**Data shown**

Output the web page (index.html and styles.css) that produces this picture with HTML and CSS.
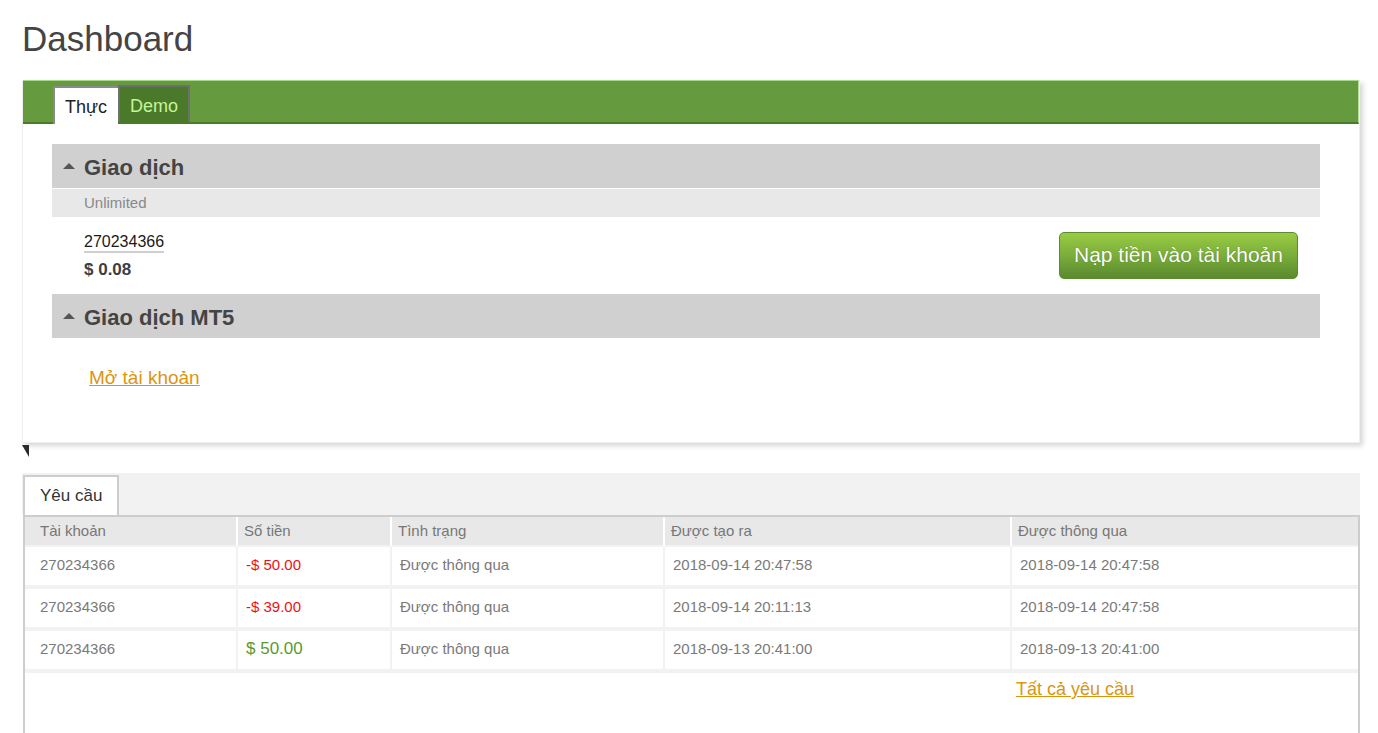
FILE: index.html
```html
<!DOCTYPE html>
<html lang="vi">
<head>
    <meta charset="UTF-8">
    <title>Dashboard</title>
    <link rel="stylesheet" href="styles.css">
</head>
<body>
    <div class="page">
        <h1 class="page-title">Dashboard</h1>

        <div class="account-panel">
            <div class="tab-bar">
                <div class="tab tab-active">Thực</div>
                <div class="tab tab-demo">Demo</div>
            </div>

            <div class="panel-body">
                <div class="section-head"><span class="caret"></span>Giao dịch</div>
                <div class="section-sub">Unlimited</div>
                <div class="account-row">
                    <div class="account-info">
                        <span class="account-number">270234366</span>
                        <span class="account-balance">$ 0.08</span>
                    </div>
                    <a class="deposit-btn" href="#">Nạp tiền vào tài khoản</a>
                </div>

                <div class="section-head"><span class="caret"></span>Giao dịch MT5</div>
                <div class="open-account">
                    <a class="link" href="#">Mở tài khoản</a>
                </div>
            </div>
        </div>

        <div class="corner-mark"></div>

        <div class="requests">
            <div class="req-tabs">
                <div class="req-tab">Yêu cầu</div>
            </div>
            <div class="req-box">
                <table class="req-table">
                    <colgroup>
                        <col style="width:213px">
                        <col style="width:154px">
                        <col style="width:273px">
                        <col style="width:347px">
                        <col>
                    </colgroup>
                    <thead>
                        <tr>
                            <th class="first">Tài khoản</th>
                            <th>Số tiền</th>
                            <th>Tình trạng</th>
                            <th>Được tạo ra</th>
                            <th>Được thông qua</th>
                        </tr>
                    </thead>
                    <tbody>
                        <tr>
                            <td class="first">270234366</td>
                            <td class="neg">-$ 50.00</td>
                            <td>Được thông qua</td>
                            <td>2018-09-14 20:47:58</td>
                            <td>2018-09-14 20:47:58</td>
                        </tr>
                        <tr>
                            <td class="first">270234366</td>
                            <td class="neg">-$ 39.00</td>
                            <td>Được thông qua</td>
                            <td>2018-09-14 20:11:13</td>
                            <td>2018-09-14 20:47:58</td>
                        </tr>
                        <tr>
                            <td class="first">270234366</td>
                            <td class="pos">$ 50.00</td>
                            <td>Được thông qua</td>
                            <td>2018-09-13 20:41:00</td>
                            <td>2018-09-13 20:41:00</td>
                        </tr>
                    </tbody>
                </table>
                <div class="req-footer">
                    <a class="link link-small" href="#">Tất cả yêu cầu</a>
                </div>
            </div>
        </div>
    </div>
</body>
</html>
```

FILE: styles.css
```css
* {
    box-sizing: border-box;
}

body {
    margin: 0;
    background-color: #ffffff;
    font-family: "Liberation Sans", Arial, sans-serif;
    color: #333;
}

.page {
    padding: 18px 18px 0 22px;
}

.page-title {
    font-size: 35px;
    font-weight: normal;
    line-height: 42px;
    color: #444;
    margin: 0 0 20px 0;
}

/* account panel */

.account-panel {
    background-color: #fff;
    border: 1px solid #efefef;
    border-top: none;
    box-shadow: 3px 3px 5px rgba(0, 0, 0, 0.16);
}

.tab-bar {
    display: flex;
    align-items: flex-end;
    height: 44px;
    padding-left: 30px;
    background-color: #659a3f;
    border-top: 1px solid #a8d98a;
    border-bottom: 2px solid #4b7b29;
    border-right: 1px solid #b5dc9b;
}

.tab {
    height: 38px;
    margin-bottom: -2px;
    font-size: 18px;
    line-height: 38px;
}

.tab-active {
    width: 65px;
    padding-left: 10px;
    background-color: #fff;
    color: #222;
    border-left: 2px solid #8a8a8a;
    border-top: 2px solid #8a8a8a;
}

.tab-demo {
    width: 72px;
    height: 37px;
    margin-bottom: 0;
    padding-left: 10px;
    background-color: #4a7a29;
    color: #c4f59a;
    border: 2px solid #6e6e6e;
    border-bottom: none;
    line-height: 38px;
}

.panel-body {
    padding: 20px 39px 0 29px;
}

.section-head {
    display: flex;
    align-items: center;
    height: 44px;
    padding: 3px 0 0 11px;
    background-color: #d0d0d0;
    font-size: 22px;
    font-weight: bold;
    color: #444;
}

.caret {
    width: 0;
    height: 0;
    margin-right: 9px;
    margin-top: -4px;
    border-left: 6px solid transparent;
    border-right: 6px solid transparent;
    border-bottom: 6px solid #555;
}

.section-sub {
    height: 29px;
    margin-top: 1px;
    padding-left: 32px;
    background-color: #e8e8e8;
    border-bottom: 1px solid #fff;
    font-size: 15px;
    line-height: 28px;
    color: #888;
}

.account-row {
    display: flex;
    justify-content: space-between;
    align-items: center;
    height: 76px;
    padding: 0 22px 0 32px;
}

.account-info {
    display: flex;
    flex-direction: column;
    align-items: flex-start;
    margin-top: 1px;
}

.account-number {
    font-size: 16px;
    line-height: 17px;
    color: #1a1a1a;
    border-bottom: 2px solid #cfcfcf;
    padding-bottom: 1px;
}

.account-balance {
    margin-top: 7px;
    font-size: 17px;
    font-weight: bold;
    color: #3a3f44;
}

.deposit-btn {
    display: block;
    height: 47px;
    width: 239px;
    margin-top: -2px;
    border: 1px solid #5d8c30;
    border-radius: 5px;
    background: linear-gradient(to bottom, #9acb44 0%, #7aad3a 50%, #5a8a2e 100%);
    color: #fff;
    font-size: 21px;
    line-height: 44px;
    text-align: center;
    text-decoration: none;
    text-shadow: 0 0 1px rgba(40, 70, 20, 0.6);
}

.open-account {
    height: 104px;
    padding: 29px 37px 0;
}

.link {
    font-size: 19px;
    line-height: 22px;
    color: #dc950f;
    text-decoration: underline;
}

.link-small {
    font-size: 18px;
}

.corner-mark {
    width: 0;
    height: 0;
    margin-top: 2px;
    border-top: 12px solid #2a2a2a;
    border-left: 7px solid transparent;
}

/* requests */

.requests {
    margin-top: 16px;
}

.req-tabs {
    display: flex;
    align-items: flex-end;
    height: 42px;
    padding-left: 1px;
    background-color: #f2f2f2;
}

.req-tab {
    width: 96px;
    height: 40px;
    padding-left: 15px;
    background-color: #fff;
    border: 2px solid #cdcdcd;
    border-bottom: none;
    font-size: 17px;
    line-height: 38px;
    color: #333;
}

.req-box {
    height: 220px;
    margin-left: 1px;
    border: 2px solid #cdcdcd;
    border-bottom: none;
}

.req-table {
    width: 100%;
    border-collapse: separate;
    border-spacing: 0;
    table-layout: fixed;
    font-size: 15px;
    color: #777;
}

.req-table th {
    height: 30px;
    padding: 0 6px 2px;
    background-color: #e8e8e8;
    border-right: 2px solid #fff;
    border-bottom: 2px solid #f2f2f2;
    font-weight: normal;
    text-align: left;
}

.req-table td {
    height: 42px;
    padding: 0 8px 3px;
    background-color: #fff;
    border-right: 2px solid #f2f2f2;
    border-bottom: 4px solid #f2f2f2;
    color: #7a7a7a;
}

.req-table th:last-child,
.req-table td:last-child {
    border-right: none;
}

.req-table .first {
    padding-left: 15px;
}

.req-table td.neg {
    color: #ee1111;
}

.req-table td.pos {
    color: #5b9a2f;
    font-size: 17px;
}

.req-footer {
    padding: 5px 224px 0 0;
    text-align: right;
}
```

**Problem statement**
Your task is to reproduce all of the material exactly. The pictures stay out.

**Task solution**
Output the web page (index.html and styles.css) that produces this picture with HTML and CSS.
FILE: index.html
```html
<!DOCTYPE html>
<html lang="vi">
<head>
    <meta charset="UTF-8">
    <title>Dashboard</title>
    <link rel="stylesheet" href="styles.css">
</head>
<body>
    <div class="page">
        <h1 class="page-title">Dashboard</h1>

        <div class="account-panel">
            <div class="tab-bar">
                <div class="tab tab-active">Thực</div>
                <div class="tab tab-demo">Demo</div>
            </div>

            <div class="panel-body">
                <div class="section-head"><span class="caret"></span>Giao dịch</div>
                <div class="section-sub">Unlimited</div>
                <div class="account-row">
                    <div class="account-info">
                        <span class="account-number">270234366</span>
                        <span class="account-balance">$ 0.08</span>
                    </div>
                    <a class="deposit-btn" href="#">Nạp tiền vào tài khoản</a>
                </div>

                <div class="section-head"><span class="caret"></span>Giao dịch MT5</div>
                <div class="open-account">
                    <a class="link" href="#">Mở tài khoản</a>
                </div>
            </div>
        </div>

        <div class="corner-mark"></div>

        <div class="requests">
            <div class="req-tabs">
                <div class="req-tab">Yêu cầu</div>
            </div>
            <div class="req-box">
                <table class="req-table">
                    <colgroup>
                        <col style="width:213px">
                        <col style="width:154px">
                        <col style="width:273px">
                        <col style="width:347px">
                        <col>
                    </colgroup>
                    <thead>
                        <tr>
                            <th class="first">Tài khoản</th>
                            <th>Số tiền</th>
                            <th>Tình trạng</th>
                            <th>Được tạo ra</th>
                            <th>Được thông qua</th>
                        </tr>
                    </thead>
                    <tbody>
                        <tr>
                            <td class="first">270234366</td>
                            <td class="neg">-$ 50.00</td>
                            <td>Được thông qua</td>
                            <td>2018-09-14 20:47:58</td>
                            <td>2018-09-14 20:47:58</td>
                        </tr>
                        <tr>
                            <td class="first">270234366</td>
                            <td class="neg">-$ 39.00</td>
                            <td>Được thông qua</td>
                            <td>2018-09-14 20:11:13</td>
                            <td>2018-09-14 20:47:58</td>
                        </tr>
                        <tr>
                            <td class="first">270234366</td>
                            <td class="pos">$ 50.00</td>
                            <td>Được thông qua</td>
                            <td>2018-09-13 20:41:00</td>
                            <td>2018-09-13 20:41:00</td>
                        </tr>
                    </tbody>
                </table>
                <div class="req-footer">
                    <a class="link link-small" href="#">Tất cả yêu cầu</a>
                </div>
            </div>
        </div>
    </div>
</body>
</html>
```

FILE: styles.css
```css
* {
    box-sizing: border-box;
}

body {
    margin: 0;
    background-color: #ffffff;
    font-family: "Liberation Sans", Arial, sans-serif;
    color: #333;
}

.page {
    padding: 18px 18px 0 22px;
}

.page-title {
    font-size: 35px;
    font-weight: normal;
    line-height: 42px;
    color: #444;
    margin: 0 0 20px 0;
}

/* account panel */

.account-panel {
    background-color: #fff;
    border: 1px solid #efefef;
    border-top: none;
    box-shadow: 3px 3px 5px rgba(0, 0, 0, 0.16);
}

.tab-bar {
    display: flex;
    align-items: flex-end;
    height: 44px;
    padding-left: 30px;
    background-color: #659a3f;
    border-top: 1px solid #a8d98a;
    border-bottom: 2px solid #4b7b29;
    border-right: 1px solid #b5dc9b;
}

.tab {
    height: 38px;
    margin-bottom: -2px;
    font-size: 18px;
    line-height: 38px;
}

.tab-active {
    width: 65px;
    padding-left: 10px;
    background-color: #fff;
    color: #222;
    border-left: 2px solid #8a8a8a;
    border-top: 2px solid #8a8a8a;
}

.tab-demo {
    width: 72px;
    height: 37px;
    margin-bottom: 0;
    padding-left: 10px;
    background-color: #4a7a29;
    color: #c4f59a;
    border: 2px solid #6e6e6e;
    border-bottom: none;
    line-height: 38px;
}

.panel-body {
    padding: 20px 39px 0 29px;
}

.section-head {
    display: flex;
    align-items: center;
    height: 44px;
    padding: 3px 0 0 11px;
    background-color: #d0d0d0;
    font-size: 22px;
    font-weight: bold;
    color: #444;
}

.caret {
    width: 0;
    height: 0;
    margin-right: 9px;
    margin-top: -4px;
    border-left: 6px solid transparent;
    border-right: 6px solid transparent;
    border-bottom: 6px solid #555;
}

.section-sub {
    height: 29px;
    margin-top: 1px;
    padding-left: 32px;
    background-color: #e8e8e8;
    border-bottom: 1px solid #fff;
    font-size: 15px;
    line-height: 28px;
    color: #888;
}

.account-row {
    display: flex;
    justify-content: space-between;
    align-items: center;
    height: 76px;
    padding: 0 22px 0 32px;
}

.account-info {
    display: flex;
    flex-direction: column;
    align-items: flex-start;
    margin-top: 1px;
}

.account-number {
    font-size: 16px;
    line-height: 17px;
    color: #1a1a1a;
    border-bottom: 2px solid #cfcfcf;
    padding-bottom: 1px;
}

.account-balance {
    margin-top: 7px;
    font-size: 17px;
    font-weight: bold;
    color: #3a3f44;
}

.deposit-btn {
    display: block;
    height: 47px;
    width: 239px;
    margin-top: -2px;
    border: 1px solid #5d8c30;
    border-radius: 5px;
    background: linear-gradient(to bottom, #9acb44 0%, #7aad3a 50%, #5a8a2e 100%);
    color: #fff;
    font-size: 21px;
    line-height: 44px;
    text-align: center;
    text-decoration: none;
    text-shadow: 0 0 1px rgba(40, 70, 20, 0.6);
}

.open-account {
    height: 104px;
    padding: 29px 37px 0;
}

.link {
    font-size: 19px;
    line-height: 22px;
    color: #dc950f;
    text-decoration: underline;
}

.link-small {
    font-size: 18px;
}

.corner-mark {
    width: 0;
    height: 0;
    margin-top: 2px;
    border-top: 12px solid #2a2a2a;
    border-left: 7px solid transparent;
}

/* requests */

.requests {
    margin-top: 16px;
}

.req-tabs {
    display: flex;
    align-items: flex-end;
    height: 42px;
    padding-left: 1px;
    background-color: #f2f2f2;
}

.req-tab {
    width: 96px;
    height: 40px;
    padding-left: 15px;
    background-color: #fff;
    border: 2px solid #cdcdcd;
    border-bottom: none;
    font-size: 17px;
    line-height: 38px;
    color: #333;
}

.req-box {
    height: 220px;
    margin-left: 1px;
    border: 2px solid #cdcdcd;
    border-bottom: none;
}

.req-table {
    width: 100%;
    border-collapse: separate;
    border-spacing: 0;
    table-layout: fixed;
    font-size: 15px;
    color: #777;
}

.req-table th {
    height: 30px;
    padding: 0 6px 2px;
    background-color: #e8e8e8;
    border-right: 2px solid #fff;
    border-bottom: 2px solid #f2f2f2;
    font-weight: normal;
    text-align: left;
}

.req-table td {
    height: 42px;
    padding: 0 8px 3px;
    background-color: #fff;
    border-right: 2px solid #f2f2f2;
    border-bottom: 4px solid #f2f2f2;
    color: #7a7a7a;
}

.req-table th:last-child,
.req-table td:last-child {
    border-right: none;
}

.req-table .first {
    padding-left: 15px;
}

.req-table td.neg {
    color: #ee1111;
}

.req-table td.pos {
    color: #5b9a2f;
    font-size: 17px;
}

.req-footer {
    padding: 5px 224px 0 0;
    text-align: right;
}
```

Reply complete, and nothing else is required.